When my colleagues and I asked a group of pre-service teachers to graph and make a claim about data, the response we got surprised us.
“Data exploration is completely new to me,” said a college junior studying to become a K-6 teacher.
It immediately became clear we needed to back up a few steps. How can we expect our future teachers to teach their future students data skills they themselves never learned?
Despite pushes for change from industry and policymakers, data science education remains idiosyncratic and incomplete across the country. The result? Many high school graduates lack the necessary skills to make sense of data. Less than 20% of high school students complete a statistics course, let alone any coursework across subjects dedicated to working with and analyzing data.
Adding to this, few teacher training programs include data literacy at all. If they do, their curriculum lacks the depth necessary for prospective teachers to teach their future students data skills. Which prompts the next thorny question: How can we expect our future teachers to teach their future students data skills they never learned themselves, nor learned how to teach?
Data is a critical 21st-century skill for citizens and the workforce. According to Udacity, 59% of employers report negative business impacts because employees lack data skills. Industry demand is beginning to drive states to require data skills in educational standards (e.g., NGSS, CCSS-M), in state graduation requirements (e.g., CA Data Science), and in teaching job descriptions.
Policymakers are responding, too. In the fall, Senators Padilla, Booker, and others called on the Institute of Education Sciences and the National Science Foundation to focus more on enhancing equity and access to high-quality K-12 data science and literacy education.
Fortunately, there has been an increase in the number of data-based activities to hit the market in the past decade to help students “learn data” (e.g., free activities at CODAP, Data Nuggets, Using Data in the Classroom).
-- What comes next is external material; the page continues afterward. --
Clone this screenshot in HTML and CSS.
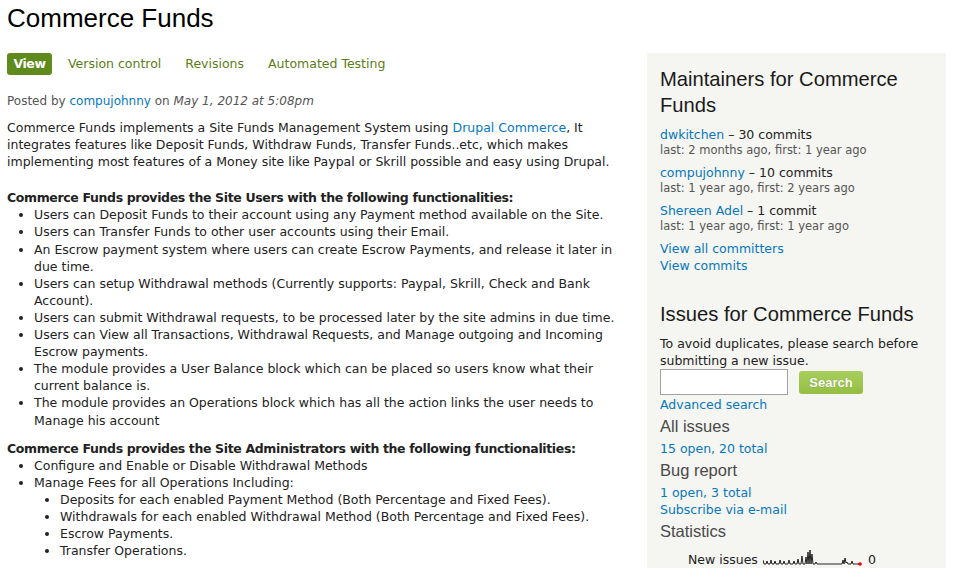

Yet formal K-12 education systematically remains slow to respond.
As humans, we learn best by doing. Anyone who has taught—or tried to help someone learn from home in the past two years—can attest that knowing a skill yourself is different from knowing how to break it down to teach it to someone else. But without knowing the skill yourself, teaching it to another person becomes truly impossible.
We cannot expect someone to teach skills they themselves do not have. The first step, therefore, is to provide pre-service teachers opportunities to learn to use data themselves. Greater data literacy for students starts by developing the data skills of their future teachers.
Next comes training in the pedagogy of data literacy. We train teachers how to teach subject content, classroom management, subject skills, etc. through our pre-service programs, but not data. Currently, we presume that pre-service teachers will intuit how to teach data literacy along the way.
This approach is misguided. To set future teachers and their students up for success, we need to actively integrate data literacy skills and pedagogy into Pre-Service Teaching programs.
We are starting to see progress at universities around the country; SUNY Fredonia and The College of New Jersey redesigned their teacher preparation science methods courses to include data science and data literacy over the past three years.
Last year’s Data Science for Everyone Commitments Campaign spurred many teacher preparation programs to get on board. Associate Professor Victor Lee at Stanford Graduate School of Education committed to spearheading a pre-service teacher education course on teaching data science across disciplines. Georgia State University committed to producing and delivering self-paced, online courses that provide micro-credentials in data science to pre-service and in-service K-12 teachers.
To be sure, incorporating such skills and pedagogy takes time in an already packed curriculum.
Recent pilot studies suggest that teaching data pedagogy will not require programs to pack in an additional course. My colleagues and I have been researching how data literacy is being incorporated into existing STEM Methods courses. Our research indicates that pre-service teachers can gain confidence in their data skills and self-efficacy in teaching with data within a single semester (manuscript in prep). In other words, we do not need to add another course to get at this.
In fact, I would go so far as to say we should not add a “data” course that separates data skills from content and pedagogy. Data is part of, not separate from, content instruction and effective teaching practices.
Creating such opportunities for our future teachers to practice data skills themselves and learn how to teach with data within existing courses means:
When we do this, pre-service teachers tell us how much they have grown. “Not only do I now have resources that I know how to use and incorporate into my own learning and future lessons, but I also have an overall better understanding and comprehension of data literacy and what that means in the classroom,” said a pre-service college sophomore at TCNJ on our pilot post-evaluation survey.
If every STEM Methods faculty took on integrating data literacy skills and pedagogy as a component of their current course, we would no longer be asking our future teachers to teach their future students data skills they never learned themselves nor learned how to teach.
Instead, we could quickly shift to setting our future teachers and students up for success in the data-driven world of the 21st-century. It doesn’t need to take a huge amount of time, but it does demand a commitment.